If you want my advice about doing the Chichester ten  miler or half marathon, and if you do I'll assume you are fairly new to running,  please note the following:

1: Make sure you have run at least two miles longer than the route you are running with plenty of rough terrain. By rough terrain I mean pot-holes you could have a bath in, not just grass.

2: The hills you've worked in to your route are not steep, long or rough enough. Honest. Try and run the actual route up to the Trundle (and the Trundle itself for the Halfers).

3: Don't go out and get trollied with a friend from work the day before; stopping at 6pm will not make it much better. Oh yeah, it feels fine for five miles but those second five are bloody awful.

4: If this is likely to be the toughest run you've tried up to that point, as it was for me, insist that one of your nearest and dearest is there for you at the finish line.  There's not much worse than finishing a route, feeling wretched and then having to go off and find someone who knows who you are (and no, I didn't need to be told who I was, I wasn't that wretched).

5: If you usually run early in the morning remember it will be hotter later in the day, even in October, so think of bringing some water of your own.

I was very disappointed to finish in just over two hours; I knew I could do better and though my preparation could have been improved it was the day before that had the most impact on how I performed.  I probably walked two miles of the course, I stopped at around 6.5 miles and just couldn't get going again. I ran this as a fundraiser for St Wilfred's Hospice in Chichester and raised over £300 for them so there was some good to come from the whole sorry saga.

I never intended to stop running at this point; I did the Chichester Parkrun and a "proper" cross country not long after but this coincided with a downturn in my motivation in just about every area of life.  I took my foot off the pedal big time; in excercise, in diet, in moderation regarding alcohol... the next thing I knew it was February and I'd regained half the weight I lost the previous year and was pissed twice a week.

I've started running again now.  I'm only doing short runs as my priority is to get some weight off but I intend to run little and often for now with the only aim to be back at a Parkrun within a month.
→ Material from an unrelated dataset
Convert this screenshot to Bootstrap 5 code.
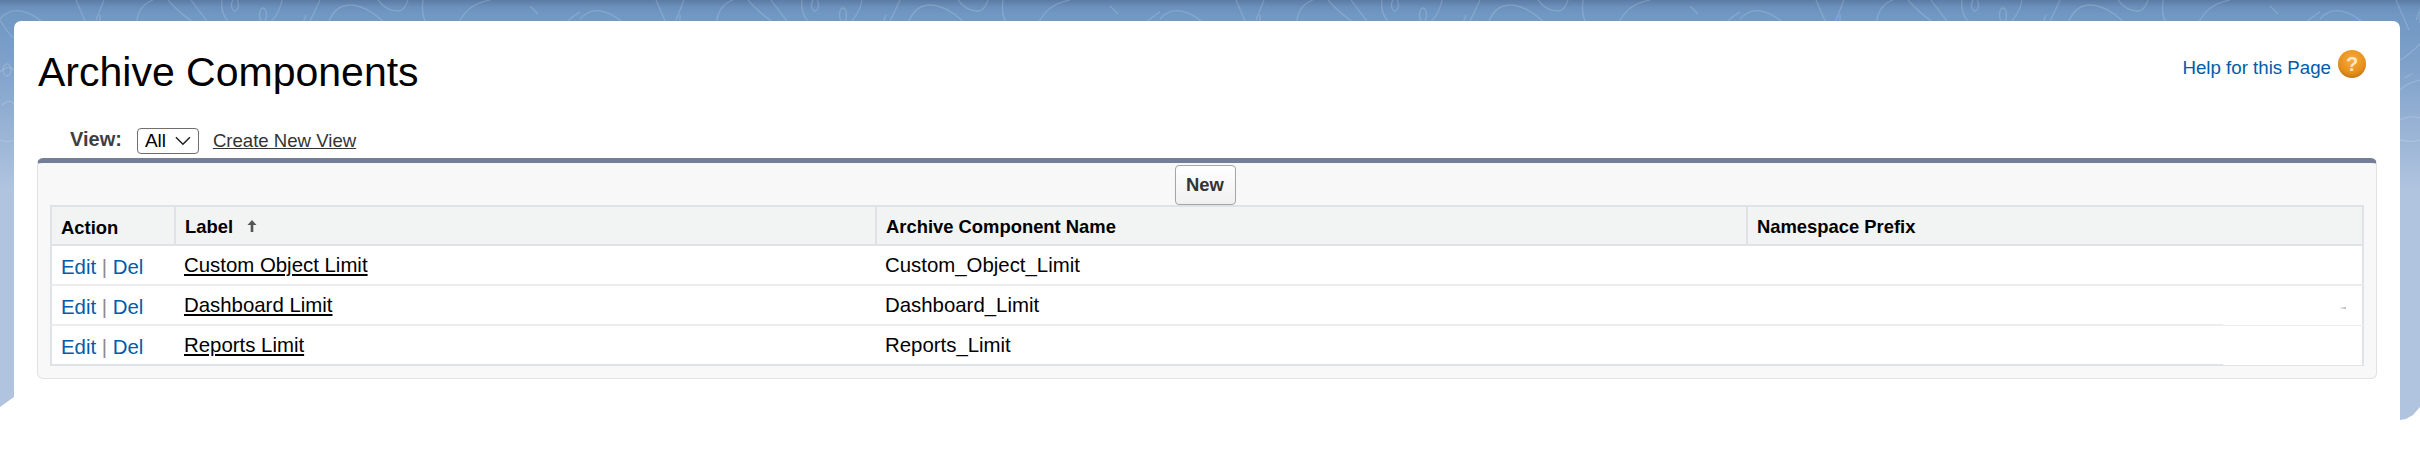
<!DOCTYPE html>
<html lang="en">
<head>
<meta charset="utf-8">
<title>Archive Components</title>
<link href="https://cdn.jsdelivr.net/npm/bootstrap@5.3.0/dist/css/bootstrap.min.css" rel="stylesheet">
<style>
html,body{height:468px;overflow:hidden;background:#fff}
body{font-family:"Liberation Sans",Arial,sans-serif;font-size:20px;color:#000;position:relative}
.backdrop{position:absolute;left:0;top:0;width:2420px;height:420px;background:linear-gradient(180deg,#5b7ba5 0,#6b90bc 7px,#7098c3 14px,#7da0c9 60px,#b0c4df 190px,#b0c4df 100%);clip-path:polygon(0 0,2420px 0,2420px 407px,2413px 415px,2406px 419px,2400px 420px,14px 397px,0 407px)}
.backdrop svg{position:absolute;left:0;top:0}
.sheet{position:relative;margin:21px 20px 0 14px;height:447px;background:#fff;border-radius:7px 7px 0 0}
.page-head{height:107px;padding:0 34px 0 24px}
.page-title{font-size:41px;font-weight:400;line-height:1;margin:31px 0 0}
.help-link{color:#015ba7;text-decoration:none;font-size:18.7px;line-height:22px;margin-top:36px}
.help-wrap{gap:7px}
.help-ball{width:28px;height:28px;margin-top:29px;border-radius:50%;background:radial-gradient(circle at 50% 35%,#f5ac3c 0,#e8901e 55%,#a5650f 100%);color:#fde6c4;font-size:20px;font-weight:700;line-height:28px;text-align:center}
.view-bar{height:30px;padding:0 0 4px 56px}
.view-label{font-weight:700;color:#3f3f3f;font-size:20px;line-height:24px;margin:0 15px 4px 0}
.view-pick{width:62px;height:26px;border:1px solid #6f6f6f;border-radius:4px;padding:0 7px;font-size:19px;line-height:24px;gap:9px;color:#000;margin-right:14px}
.view-new{color:#333;font-size:18.6px;text-decoration:underline}
.list-panel{margin:0 23px;height:221px;background:#f8f8f8;border:1px solid #e0e3e5;border-top:5px solid #747e96;border-radius:6px;padding:0 12px}
.panel-btns{height:42px;padding-right:4px}
.new-btn{width:61px;height:40px;padding:0;margin-top:2px;border:1px solid #a5a5a5;border-radius:4px;background:linear-gradient(#fff,#f0f0f0);color:#333;font-weight:700;font-size:18.4px;line-height:38px}
.data-grid{width:100%;table-layout:fixed;border-collapse:separate;border-spacing:0;background:#fff;margin:0}
.data-grid th{background:#f2f3f3;border:solid #e0e3e5;border-width:2px 2px 2px 0;height:41px;padding:3px 9px 0;font-size:18.4px;font-weight:700;color:#000;vertical-align:middle}
.data-grid th:first-child{border-left:2px solid #e0e3e5;padding-top:4px}
.data-grid td{height:40px;padding:0 8px;font-size:20.4px;border-bottom:2px solid #ededed;vertical-align:middle;color:#000}
.data-grid td:first-child{border-left:2px solid #e0e3e5;padding:5px 8px 0 9px}
.data-grid td:last-child{border-right:2px solid #e0e3e5;position:relative}
.data-grid tr:last-child td{border-bottom-color:#e0e3e5}
.data-grid tbody tr:nth-child(n+2) td:last-child::after{content:"";position:absolute;left:475px;right:0;bottom:-1px;height:1px;background:#fff}
.act{color:#015ba7;text-decoration:none}
.sep{color:#8a8a8a}
.rec{color:#000;text-decoration:underline;text-decoration-thickness:2px;text-underline-offset:2px}
.sort-up{margin-left:9px;vertical-align:1px}
.smudge{position:absolute;left:591px;bottom:15px;width:7px;height:2px;background:linear-gradient(90deg,#fff,#bbb)}
</style>
</head>
<body>
<div class="backdrop">
<svg width="2420" height="420" fill="none" stroke="#fff" stroke-opacity=".16" stroke-width="1.300">
<defs><pattern id="swirl" width="580" height="40" patternUnits="userSpaceOnUse">
<path d="M560 30C570 16 585 8 596 6M0 19C10 8 25 4 54 32M76 0L89 30M104 0L96 20M100 15v8M137 30C135 14 142 4 153 0M168 0C178 12 192 22 204 30M191 0C198 10 206 20 214 30M222 0C220 14 228 24 240 30M282 0C280 12 274 20 262 30M306 15l-3 8M320 0L306 30M326 30C330 14 338 5 350 5C366 5 380 18 393 30M378 0C384 8 390 11 398 11C403 11 406 6 408 0M423 0C421 16 424 26 438 31M454 30C462 16 468 4 490 0M530 6l8 8M474 30C486 24 500 24 515 31M546 30C546 24 552 21 558 24"/>
<ellipse cx="235" cy="5" rx="3.500" ry="6"/><ellipse cx="263" cy="15" rx="3.500" ry="7"/>
</pattern></defs>
<rect x="0" y="0" width="2420" height="40" fill="url(#swirl)" stroke="none"/>
<path d="M0 20C6 30 10 36 14 38M0 72C6 66 10 66 14 70M2 105C8 100 11 100 14 104M0 140c5 2 10 2 14 0M2400 60c8-4 14-10 20-16M2400 90c8-8 14-8 20-10M2404 78l8-4M2400 120c6-3 14-4 20-2M2400 140c8 2 14 2 20 0"/>
<ellipse cx="7" cy="70" rx="4" ry="6"/>
</svg>
</div>
<main class="sheet">
<header class="page-head d-flex justify-content-between align-items-start">
<h1 class="page-title">Archive Components</h1>
<div class="help-wrap d-flex align-items-start"><a class="help-link" href="#">Help for this Page</a><span class="help-ball">?</span></div>
</header>
<div class="view-bar d-flex align-items-center">
<span class="view-label">View:</span>
<span class="view-pick d-inline-flex align-items-center">All<svg width="17" height="10" viewBox="0 0 17 10" fill="none" stroke="#222" stroke-width="1.6"><path d="M1 1l7.500 7.500L16 1"/></svg></span>
<a class="view-new" href="#">Create New View</a>
</div>
<section class="list-panel">
<div class="panel-btns d-flex justify-content-center align-items-start"><button class="new-btn" type="button">New</button></div>
<table class="data-grid">
<colgroup><col style="width:126px"><col style="width:701px"><col style="width:871px"><col></colgroup>
<thead><tr><th>Action</th><th>Label <svg class="sort-up" width="10" height="12" viewBox="0 0 10 12" fill="#555"><path d="M5 0l4.500 5H6.300v7H3.700V5H.5z"/></svg></th><th>Archive Component Name</th><th>Namespace Prefix</th></tr></thead>
<tbody>
<tr><td><a class="act" href="#">Edit</a> <span class="sep">|</span> <a class="act" href="#">Del</a></td><td><a class="rec" href="#">Custom Object Limit</a></td><td>Custom_Object_Limit</td><td></td></tr>
<tr><td><a class="act" href="#">Edit</a> <span class="sep">|</span> <a class="act" href="#">Del</a></td><td><a class="rec" href="#">Dashboard Limit</a></td><td>Dashboard_Limit</td><td><span class="smudge"></span></td></tr>
<tr><td><a class="act" href="#">Edit</a> <span class="sep">|</span> <a class="act" href="#">Del</a></td><td><a class="rec" href="#">Reports Limit</a></td><td>Reports_Limit</td><td></td></tr>
</tbody>
</table>
</section>
</main>
<script src="https://cdn.jsdelivr.net/npm/bootstrap@5.3.0/dist/js/bootstrap.bundle.min.js"></script>
</body>
</html>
Parkruns are great by the way; I've done Havant, Lakeside (Portsmouth) and Chichester and have even made (dare I say it) a running friend through this (ironically she came to my attention through her running Blog, which is much better than mine, and she just happened to have really good taste in music).



I may contemplate the GSR for a third time because I know I can do ten miles when
I'm fit and it's a nice, flat, on road route; I don't know.  I had to give away my place on the Worthing Half marathon so I don't want to jinx myself, if I do it it will be for me, no sponsorship, not in anyone's memory, just for fun.  In the next few weeks I'll be doing something different.  It is Ash Wednesday next week.  For those unaware that's the first day of Lent (the day after "pancake day") and rather than giving someothing up I'm going to make an undertaking to run my little mile-and-a-half every day until Easter, gradually incorporating longer runs at weekends.

I doubt if this would persuade anyone to take up running as I've spent so much of it saying how shit it makes me feel.  It does also make me feel great sometimes though.  To just be able to say I did a five mile run and felt fine after is something not everyone can say.  I'm never going to be the fastest runner; indeed I'm 45 now so if anything I'm going to get slower and slower. I probably look a right shocking mess during and after runs too (some would say before as well).  There is no doubt though that when I'm running regularly I feel better, not just fitter but happier.  Going out and seeing a bit of the world before it wakes up is one of my favourite things.  I've missed it very much.


3 comments:

  1. I'm inspired now to do my own little mile and a half each day (or 2k as that's how I measure it). I don't give up stuff for Lent or anything else (I'm no quitter) but I can manage this I think.